The white lamb, tagged as #28, is a ram lamb and weighs 8 lbs 15 oz. The black lamb, tagged as #11, is a ewe and weighs 5 lbs 11 oz. The mother ewe is #419.

We use small ear tags with higher numbers on the ram lambs because we send them all to market as early as we can. The ewes we keep mostly, and like to use the same tag when they are adults.

The buyers of the ram lambs prefer them as unblemished as possible, no castration, no tail docking, they put up with the ear tags but don't like them. The ultimate consumers are "ethnics" which can mean either Muslims, Jews, or Greek Orthodox people.

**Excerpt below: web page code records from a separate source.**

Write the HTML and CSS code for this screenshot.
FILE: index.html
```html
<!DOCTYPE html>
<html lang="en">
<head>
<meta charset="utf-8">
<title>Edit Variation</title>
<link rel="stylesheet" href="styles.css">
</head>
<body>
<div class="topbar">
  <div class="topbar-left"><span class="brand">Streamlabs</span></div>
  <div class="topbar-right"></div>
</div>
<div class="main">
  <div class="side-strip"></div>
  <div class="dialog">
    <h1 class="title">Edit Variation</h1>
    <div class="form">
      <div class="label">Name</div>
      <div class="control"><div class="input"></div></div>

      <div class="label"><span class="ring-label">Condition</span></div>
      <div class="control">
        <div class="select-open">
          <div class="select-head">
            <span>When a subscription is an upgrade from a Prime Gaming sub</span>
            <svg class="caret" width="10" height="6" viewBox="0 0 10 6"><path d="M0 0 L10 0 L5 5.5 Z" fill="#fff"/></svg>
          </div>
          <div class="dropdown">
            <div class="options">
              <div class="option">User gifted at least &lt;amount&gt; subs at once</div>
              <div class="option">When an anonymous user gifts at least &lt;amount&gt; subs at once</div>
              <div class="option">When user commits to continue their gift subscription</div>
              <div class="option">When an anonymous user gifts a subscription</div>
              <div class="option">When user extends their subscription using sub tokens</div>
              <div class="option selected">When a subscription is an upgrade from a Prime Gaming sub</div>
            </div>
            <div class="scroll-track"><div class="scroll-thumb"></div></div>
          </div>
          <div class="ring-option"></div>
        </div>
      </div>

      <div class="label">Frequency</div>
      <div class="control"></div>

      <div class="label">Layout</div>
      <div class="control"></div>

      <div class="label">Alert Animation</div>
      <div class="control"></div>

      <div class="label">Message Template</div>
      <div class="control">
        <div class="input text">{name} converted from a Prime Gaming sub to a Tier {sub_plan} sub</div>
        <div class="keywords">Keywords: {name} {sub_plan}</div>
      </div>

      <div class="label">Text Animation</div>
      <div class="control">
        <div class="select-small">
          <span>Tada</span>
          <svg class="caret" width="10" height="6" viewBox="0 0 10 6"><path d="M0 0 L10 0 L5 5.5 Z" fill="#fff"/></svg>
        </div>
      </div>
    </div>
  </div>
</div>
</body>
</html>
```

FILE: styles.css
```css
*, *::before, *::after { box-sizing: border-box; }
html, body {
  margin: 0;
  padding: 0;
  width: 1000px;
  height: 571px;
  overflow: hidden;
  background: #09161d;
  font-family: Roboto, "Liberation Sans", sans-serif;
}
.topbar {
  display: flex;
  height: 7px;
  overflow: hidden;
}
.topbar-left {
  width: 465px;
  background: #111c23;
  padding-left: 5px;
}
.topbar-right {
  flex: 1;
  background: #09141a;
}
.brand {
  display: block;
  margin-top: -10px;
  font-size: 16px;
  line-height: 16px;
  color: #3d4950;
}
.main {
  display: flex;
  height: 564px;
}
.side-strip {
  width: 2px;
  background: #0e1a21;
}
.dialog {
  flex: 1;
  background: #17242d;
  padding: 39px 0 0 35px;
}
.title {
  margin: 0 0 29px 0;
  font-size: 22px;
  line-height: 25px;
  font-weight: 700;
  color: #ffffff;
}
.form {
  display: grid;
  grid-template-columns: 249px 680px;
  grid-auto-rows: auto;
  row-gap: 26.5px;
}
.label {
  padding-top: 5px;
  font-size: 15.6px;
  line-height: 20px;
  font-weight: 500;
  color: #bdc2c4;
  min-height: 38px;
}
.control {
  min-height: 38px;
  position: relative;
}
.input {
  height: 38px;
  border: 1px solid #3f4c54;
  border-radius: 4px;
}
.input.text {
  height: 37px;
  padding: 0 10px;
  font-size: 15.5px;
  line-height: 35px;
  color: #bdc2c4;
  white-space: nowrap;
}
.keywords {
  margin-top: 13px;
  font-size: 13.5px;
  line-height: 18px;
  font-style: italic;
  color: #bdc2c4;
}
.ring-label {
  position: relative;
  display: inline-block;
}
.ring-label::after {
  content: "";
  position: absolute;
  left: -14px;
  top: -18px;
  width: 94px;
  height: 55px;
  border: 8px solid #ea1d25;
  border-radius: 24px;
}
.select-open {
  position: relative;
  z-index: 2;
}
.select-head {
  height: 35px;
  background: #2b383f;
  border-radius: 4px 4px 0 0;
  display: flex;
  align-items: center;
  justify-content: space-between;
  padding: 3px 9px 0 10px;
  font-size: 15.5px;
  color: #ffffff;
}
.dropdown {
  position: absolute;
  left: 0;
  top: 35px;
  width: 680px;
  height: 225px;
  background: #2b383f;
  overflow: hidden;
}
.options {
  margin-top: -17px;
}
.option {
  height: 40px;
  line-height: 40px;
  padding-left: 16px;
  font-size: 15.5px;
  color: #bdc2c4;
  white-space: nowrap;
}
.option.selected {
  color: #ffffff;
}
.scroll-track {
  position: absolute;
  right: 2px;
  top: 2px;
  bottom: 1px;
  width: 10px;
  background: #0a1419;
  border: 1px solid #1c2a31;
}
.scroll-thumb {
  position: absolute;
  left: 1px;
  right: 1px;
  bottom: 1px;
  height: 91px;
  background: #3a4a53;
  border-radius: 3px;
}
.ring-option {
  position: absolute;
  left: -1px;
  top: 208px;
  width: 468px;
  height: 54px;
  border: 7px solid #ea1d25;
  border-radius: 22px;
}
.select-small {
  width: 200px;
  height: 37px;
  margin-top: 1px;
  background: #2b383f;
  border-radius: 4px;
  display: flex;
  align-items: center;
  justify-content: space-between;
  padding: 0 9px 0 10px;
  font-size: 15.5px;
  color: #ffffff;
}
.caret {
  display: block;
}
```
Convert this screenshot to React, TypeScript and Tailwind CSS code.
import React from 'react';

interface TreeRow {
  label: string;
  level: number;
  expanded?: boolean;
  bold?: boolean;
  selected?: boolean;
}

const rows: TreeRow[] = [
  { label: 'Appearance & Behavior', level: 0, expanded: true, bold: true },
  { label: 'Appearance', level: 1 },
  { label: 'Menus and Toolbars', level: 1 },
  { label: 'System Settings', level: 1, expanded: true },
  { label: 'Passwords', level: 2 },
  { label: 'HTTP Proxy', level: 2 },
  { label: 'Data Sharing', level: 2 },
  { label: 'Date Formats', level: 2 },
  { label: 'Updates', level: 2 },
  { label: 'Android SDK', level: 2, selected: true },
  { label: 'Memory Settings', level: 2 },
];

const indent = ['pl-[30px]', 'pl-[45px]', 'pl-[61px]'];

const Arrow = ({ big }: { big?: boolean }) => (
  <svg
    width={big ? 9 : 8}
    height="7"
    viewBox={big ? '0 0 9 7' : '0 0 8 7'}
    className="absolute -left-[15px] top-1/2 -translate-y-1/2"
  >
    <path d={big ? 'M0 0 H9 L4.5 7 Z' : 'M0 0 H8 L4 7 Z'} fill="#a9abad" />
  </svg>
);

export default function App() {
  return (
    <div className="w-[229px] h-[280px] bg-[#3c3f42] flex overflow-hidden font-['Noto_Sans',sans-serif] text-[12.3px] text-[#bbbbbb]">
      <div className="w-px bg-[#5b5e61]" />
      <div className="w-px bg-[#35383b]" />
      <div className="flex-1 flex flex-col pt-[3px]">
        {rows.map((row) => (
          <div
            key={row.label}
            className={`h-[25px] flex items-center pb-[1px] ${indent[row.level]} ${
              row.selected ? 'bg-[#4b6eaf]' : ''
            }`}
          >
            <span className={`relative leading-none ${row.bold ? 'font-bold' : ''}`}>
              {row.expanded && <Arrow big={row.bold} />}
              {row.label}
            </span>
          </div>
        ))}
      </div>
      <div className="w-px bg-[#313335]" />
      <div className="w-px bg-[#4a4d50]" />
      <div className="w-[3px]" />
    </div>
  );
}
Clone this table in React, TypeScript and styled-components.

In Florida that is the market that pays the best, so that's where we will sell if we can. The "normal" commodity market pays at least a third less, and is so weak down here they would need to be shipped quite a distance, also expensive.

Friday, May 05, 2006

Twins

The first set of twins born on the farm. One white, one black, both ewe lambs.

There has been a long pause in the lambing around here. The last lamb was born Easter Sunday. All the ewes that should be pregnant look like they are; in fact they look like they have each swallowed a large pig. I think they will have to lamb soon or they will explode.

It has started to worry me, after all this waiting around they will probably all download within about ten minutes of each other. Most of them are first timers, heifer ewes if I can co-opt a cattle term.